▶ **What to work on**: Starting with the first line of the data below, copy each line up to and including the one containing "import React from 'react';". Pictures stay out.
***** Information supplied
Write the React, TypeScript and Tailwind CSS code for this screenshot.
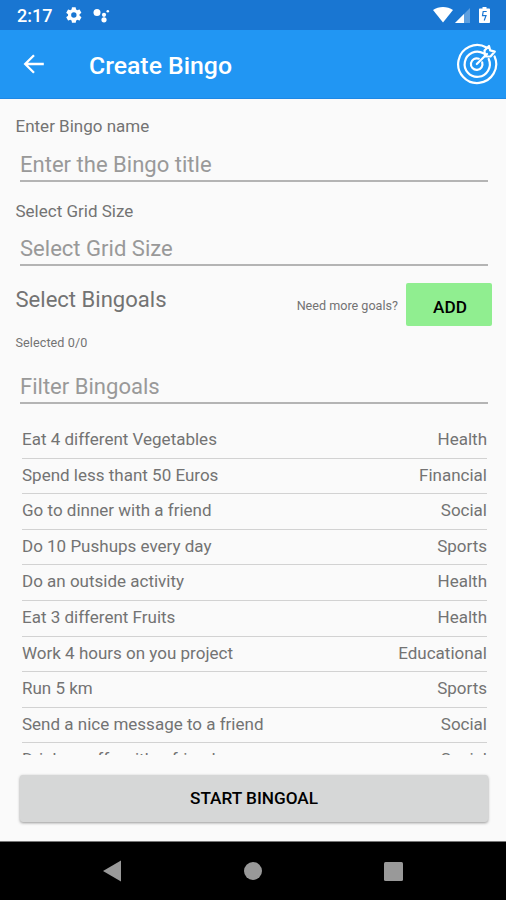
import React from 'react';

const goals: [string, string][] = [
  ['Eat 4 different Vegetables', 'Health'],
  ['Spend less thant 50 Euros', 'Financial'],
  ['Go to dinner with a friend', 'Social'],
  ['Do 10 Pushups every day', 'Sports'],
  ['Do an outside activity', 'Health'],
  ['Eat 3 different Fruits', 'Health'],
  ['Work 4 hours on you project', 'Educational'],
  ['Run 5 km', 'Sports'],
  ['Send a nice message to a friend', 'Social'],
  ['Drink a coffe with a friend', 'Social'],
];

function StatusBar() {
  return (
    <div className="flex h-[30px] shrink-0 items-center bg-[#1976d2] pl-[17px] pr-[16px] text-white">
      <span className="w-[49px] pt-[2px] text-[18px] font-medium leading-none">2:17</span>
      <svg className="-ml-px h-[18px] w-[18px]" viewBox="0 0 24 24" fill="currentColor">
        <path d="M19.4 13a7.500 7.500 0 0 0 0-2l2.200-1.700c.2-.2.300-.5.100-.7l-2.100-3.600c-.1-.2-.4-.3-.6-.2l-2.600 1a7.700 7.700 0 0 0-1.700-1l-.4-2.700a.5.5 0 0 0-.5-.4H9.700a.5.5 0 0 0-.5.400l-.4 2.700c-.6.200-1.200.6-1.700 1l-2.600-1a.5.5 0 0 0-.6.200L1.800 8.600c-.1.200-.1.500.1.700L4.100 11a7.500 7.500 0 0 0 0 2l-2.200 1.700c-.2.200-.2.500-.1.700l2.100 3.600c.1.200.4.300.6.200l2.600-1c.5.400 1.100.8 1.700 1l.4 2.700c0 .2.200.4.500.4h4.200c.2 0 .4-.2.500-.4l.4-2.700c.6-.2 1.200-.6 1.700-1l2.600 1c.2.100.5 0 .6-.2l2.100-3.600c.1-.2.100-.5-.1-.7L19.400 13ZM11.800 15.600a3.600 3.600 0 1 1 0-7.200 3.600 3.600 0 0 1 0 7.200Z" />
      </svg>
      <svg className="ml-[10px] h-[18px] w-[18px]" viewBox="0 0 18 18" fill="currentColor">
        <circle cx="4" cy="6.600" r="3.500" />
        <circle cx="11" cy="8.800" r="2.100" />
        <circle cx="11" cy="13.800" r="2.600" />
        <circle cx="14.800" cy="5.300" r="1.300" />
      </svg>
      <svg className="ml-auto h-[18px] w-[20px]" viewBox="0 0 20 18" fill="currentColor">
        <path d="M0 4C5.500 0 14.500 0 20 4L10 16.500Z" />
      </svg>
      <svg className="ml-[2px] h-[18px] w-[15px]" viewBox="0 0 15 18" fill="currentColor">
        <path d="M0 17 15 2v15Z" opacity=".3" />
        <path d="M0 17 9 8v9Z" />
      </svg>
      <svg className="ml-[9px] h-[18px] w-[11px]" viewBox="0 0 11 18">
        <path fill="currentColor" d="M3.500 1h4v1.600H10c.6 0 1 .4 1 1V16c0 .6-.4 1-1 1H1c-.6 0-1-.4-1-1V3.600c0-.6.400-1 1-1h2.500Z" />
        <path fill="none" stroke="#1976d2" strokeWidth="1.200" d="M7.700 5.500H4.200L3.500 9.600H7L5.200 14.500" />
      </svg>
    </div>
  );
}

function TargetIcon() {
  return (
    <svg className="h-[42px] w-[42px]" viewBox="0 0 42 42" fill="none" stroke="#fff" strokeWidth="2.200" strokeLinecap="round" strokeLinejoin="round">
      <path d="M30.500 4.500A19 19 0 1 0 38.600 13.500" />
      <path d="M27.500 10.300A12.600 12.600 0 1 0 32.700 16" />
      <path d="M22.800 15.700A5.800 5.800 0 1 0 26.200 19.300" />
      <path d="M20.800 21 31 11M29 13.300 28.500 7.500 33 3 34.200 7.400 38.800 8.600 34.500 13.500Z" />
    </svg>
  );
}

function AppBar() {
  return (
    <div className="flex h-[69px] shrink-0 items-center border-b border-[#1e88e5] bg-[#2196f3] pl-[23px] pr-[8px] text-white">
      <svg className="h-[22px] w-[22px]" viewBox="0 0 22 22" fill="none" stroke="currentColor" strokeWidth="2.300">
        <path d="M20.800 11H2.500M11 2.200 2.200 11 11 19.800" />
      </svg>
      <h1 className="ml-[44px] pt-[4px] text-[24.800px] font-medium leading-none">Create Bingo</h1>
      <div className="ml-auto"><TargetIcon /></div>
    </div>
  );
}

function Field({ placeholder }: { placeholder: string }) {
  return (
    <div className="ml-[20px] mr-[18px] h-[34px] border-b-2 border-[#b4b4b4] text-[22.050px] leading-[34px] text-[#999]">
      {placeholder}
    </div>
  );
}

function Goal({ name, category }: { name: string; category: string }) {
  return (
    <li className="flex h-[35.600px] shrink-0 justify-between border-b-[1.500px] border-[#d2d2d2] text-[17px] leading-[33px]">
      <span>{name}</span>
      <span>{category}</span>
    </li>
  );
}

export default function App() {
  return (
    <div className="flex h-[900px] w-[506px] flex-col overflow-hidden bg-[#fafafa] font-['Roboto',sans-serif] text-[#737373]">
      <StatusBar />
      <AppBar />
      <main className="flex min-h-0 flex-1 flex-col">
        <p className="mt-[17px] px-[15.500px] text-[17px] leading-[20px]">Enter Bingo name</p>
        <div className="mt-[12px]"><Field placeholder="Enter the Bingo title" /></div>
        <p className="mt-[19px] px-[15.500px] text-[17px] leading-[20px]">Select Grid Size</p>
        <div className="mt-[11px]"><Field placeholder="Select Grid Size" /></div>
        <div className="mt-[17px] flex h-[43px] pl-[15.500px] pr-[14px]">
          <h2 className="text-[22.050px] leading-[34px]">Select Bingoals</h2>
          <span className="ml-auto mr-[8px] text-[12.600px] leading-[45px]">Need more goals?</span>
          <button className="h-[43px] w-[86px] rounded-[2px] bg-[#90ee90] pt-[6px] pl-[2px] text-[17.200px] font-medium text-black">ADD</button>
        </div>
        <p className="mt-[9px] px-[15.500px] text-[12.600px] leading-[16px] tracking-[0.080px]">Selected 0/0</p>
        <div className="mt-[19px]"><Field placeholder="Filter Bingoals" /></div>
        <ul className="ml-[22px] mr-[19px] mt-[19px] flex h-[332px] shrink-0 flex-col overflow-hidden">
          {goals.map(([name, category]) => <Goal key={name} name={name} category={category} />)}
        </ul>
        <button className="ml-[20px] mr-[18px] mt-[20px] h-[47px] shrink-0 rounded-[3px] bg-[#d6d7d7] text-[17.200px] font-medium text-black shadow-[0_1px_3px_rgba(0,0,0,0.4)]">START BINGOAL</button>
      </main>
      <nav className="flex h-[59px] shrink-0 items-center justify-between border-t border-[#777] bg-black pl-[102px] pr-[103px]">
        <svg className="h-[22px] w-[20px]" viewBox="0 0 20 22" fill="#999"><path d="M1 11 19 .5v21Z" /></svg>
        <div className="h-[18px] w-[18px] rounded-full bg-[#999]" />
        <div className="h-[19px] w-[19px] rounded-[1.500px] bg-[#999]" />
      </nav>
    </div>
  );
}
**********
▶ **Task answer**:
Write the React, TypeScript and Tailwind CSS code for this screenshot.
import React from 'react';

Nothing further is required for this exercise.